Como trabalhar a opinião pública quando grande parte do jornalismo local é refém da superficialidade?

Quando se trata de temáticas relacionadas a Direitos Humanos, o jornalismo hegemônico em geral nutre a prática sintomática de falar sobre estes temas sem aprofundamento ou reflexão, não apenas oferecendo à população uma visão superficial dos acontecimentos, como também as impedindo de formar a própria opinião e desenvolver o pensamento crítico. 

Seja em grandes metrópoles ou em pequenas cidades, a cobertura jornalística das ocupações e lutas ligadas ao Movimento Sem Terra (MST) apresenta problemas que se repetem. Em Ponta Grossa não é diferente, desde que 200 policiais conduziram de maneira ilegal uma operação de despejo de 60 famílias em uma ocupação no bairro Cará-Cará, no dia 5 de fevereiro de 2021, o assunto começou a ser abordado por diversos veículos de comunicação do município. 

Foram analisadas matérias relacionadas às ocupações de Ponta Grossa nos dois principais jornais online, Diário dos Campos (DC+) e o portal A Rede. Optou-se por fazer um recorte temporal nos meses de fevereiro e março de 2021.

No que diz respeito ao portal A Rede, é notória a falta de problematizações na cobertura. Das 16 matérias analisadas, nenhuma trazia uma reflexão real acerca da falta de ações mais efetivas na garantia de moradia no município ou questões econômicas que permeiam as razões pelas quais estas famílias fazem parte de ocupações. Os problemas estruturais e de tratamento de fontes estão presentes em todas as reportagens, o uso da palavra “invasão” atua como forma de vandalizar as ações promovidas pela Frente Nacional de Luta (FNL), tanto no corpo da reportagem quanto nas manchetes. Um exemplo disso é o título de uma matéria veiculada no dia 11 de fevereiro: “Decisão da Justiça proíbe novas invasões em PG”.
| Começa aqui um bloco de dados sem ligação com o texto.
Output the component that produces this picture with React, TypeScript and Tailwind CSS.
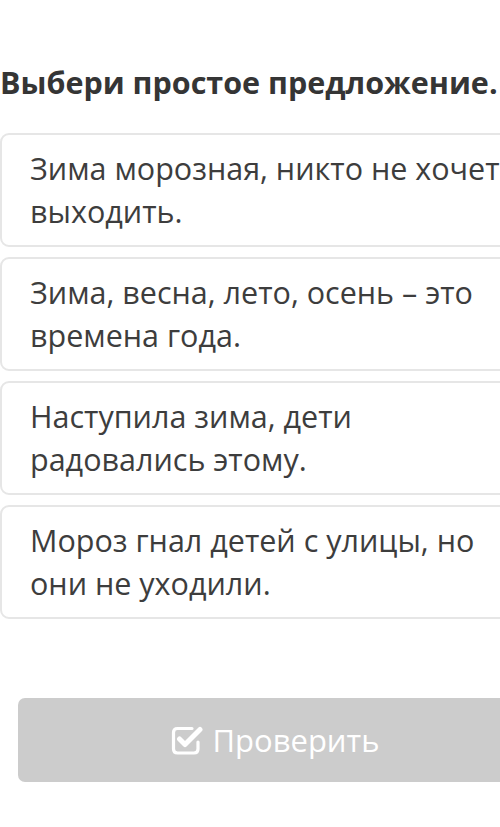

 Além disso, grande parte das notícias não trazem um viés questionador com relação à posição do poder público. Comemorações e atos também foram veiculados, contudo, de forma bastante superficial. Outro ponto que vale salientar é o número considerável de matérias que falam sobre a ida de representantes nas ocupações, principalmente as relacionadas ao governo do estado e do município, atuando como forma de “reiterar” o comprometimento dos representantes com o movimento.

Em relação ao jornal Diário dos Campos, a cobertura foi similar à dada pelo jornal anterior. Ao todo foram coletadas 11 notícias que envolviam o termo “ocupação”. Percebe-se uma tentativa de argumentar acerca dos problemas sociais que a luta envolve, entretanto, a abordagem é perpassada por outras justificativas, tratando de armas de fogo e apreensão de entorpecentes. O uso de palavras como “desfazer”, “retirar” e “desmobilizar”, que amenizassem o ato de despejo por parte dos policiais, também marcou a cobertura. Em duas das notícias encontradas, o termo “invasão” foi utilizado na manchete.

De maneira geral, a cobertura dos dois portais foi bastante limitada, dando maior foco ao poder público. É importante refletir acerca do papel do jornalismo local na formação de opinião da população, uma vez que as 37 reportagens atuaram como pontes para reforçar estereótipos já existentes. Além dos problemas estruturais apresentados, a linha editorial dos jornais, seus patrocinadores e também o próprio posicionamento dos veículos ficam bastante claros.